Improving CUDA Performance#
One can regard the action of a CUDA kernel on a mesh as the distribution of elementary tasks (one mesh cell = one elementary task) to the CUDA cores of the GPU. The CUDA cores are distributed within streaming multiprocessors (SMP) on board the GPU. For instance, on a Kepler K20 GPU, there are 13 SMP, with 192 cores each (for single precision data), hence there are in total 2496 CUDA cores. In a similar manner, splitting the whole task into threads that perform elementary tasks on the CUDA core obeys a two-level hierarchy: the global mesh must be split in logical blocks, and the blocks are then split in threads. The user has to determine the size of the blocks in X, Y and Z. A given block runs on a single SMP. If you choose blocks that are too small, the SMPs are underused and the performance is degraded. If you choose blocks that are too large, the small amount of memory within the SMPs (48k) is saturated and the extra data is stored within the device’s global memory (the “Video RAM”), with a dramatic performance penalty. There are other considerations that matter the choice of the CUDA blocks (for instance memory alignment), but in short it is obvious that there is an optimal block size that will maximize performance. This size depends on:
the GPU
the kernel itself (it is not the same for all kernels of FARGO3D).

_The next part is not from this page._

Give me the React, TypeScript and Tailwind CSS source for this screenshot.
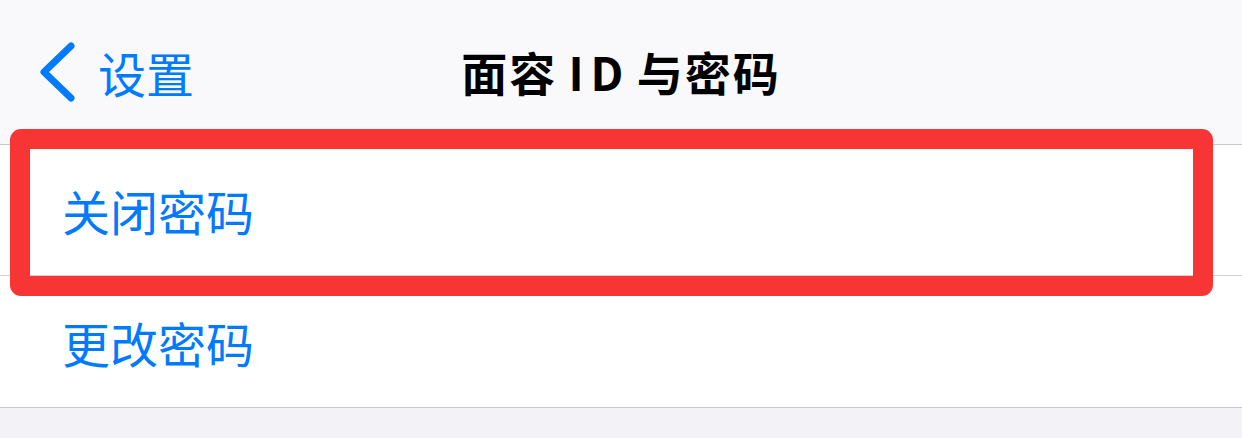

By default, the block sizes used in a kernel execution are the numbers provided in the .opt file, which are “reasonable” numbers, but they are the same for all kernels (hence they cannot be optimal).
A makefile rule combined with python scripting has been developed in order to do perform a systematic test of the performance of each kernel, individually, as a function of the size of the CUDA blocks.
Warning
make blocks
does not work when the .opt
option -DMPIIO
is enabled.
At compilation time, a file called setup.blocks (setup is the name of
your setup) is looked for in the corresponding src/setup
directory
in order to provide to c2cuda.py
the best block size for each
kernel. You could hand-write this file, but in practice, it is
automatically generated by the makefile when you execute the rule
called “blocks”:
make blocks setup=SETUP
It is necessary to use “setup” in lower case in order to avoid a misunderstanding with the SETUP variable. Example:
make blocks setup=fargo
And you will see lines similar to:
CompPresIso 64 8 1 appended
CompPresAd was skipped.
compute_slopes was skipped.
compute_star was skipped.
compute_emf was skipped.
update_magnetic was skipped.
substep1_x 16 8 1 appended
substep1_y 32 4 1 appended
substep1_z was skipped.
substep2_a 64 8 1 appended
...
and a file called fargo.blocks
inside setups/fargo
is created
and is filled with this information, which represents the best block
size for each kernel. All the functions skipped were skipped because
they are not used in this particular setup.
It generally takes a few minutes. At the end, you have a .blocks file similar to:
CompPresIso 64 8 1
substep1_x 16 8 1
substep1_y 32 4 1
substep2_a 64 8 1
...
Now, each time you compile the code, this file is taken by the c2cuda.py script. In the best cases, you can increase the performance in a 10/20%. In 3D massive MHD problems, you will have a maximum gain.
Note: The .blocks
file could be saved for the future if you want to
save time. In theory, the .blocks file is hardware dependent. Be
careful if you share the same file on multiple platforms.
MPICUDA#
The considerations about GPU Direct and improvement of MPI communications between GPUs have been exposed in section CUDA aware MPI implementations.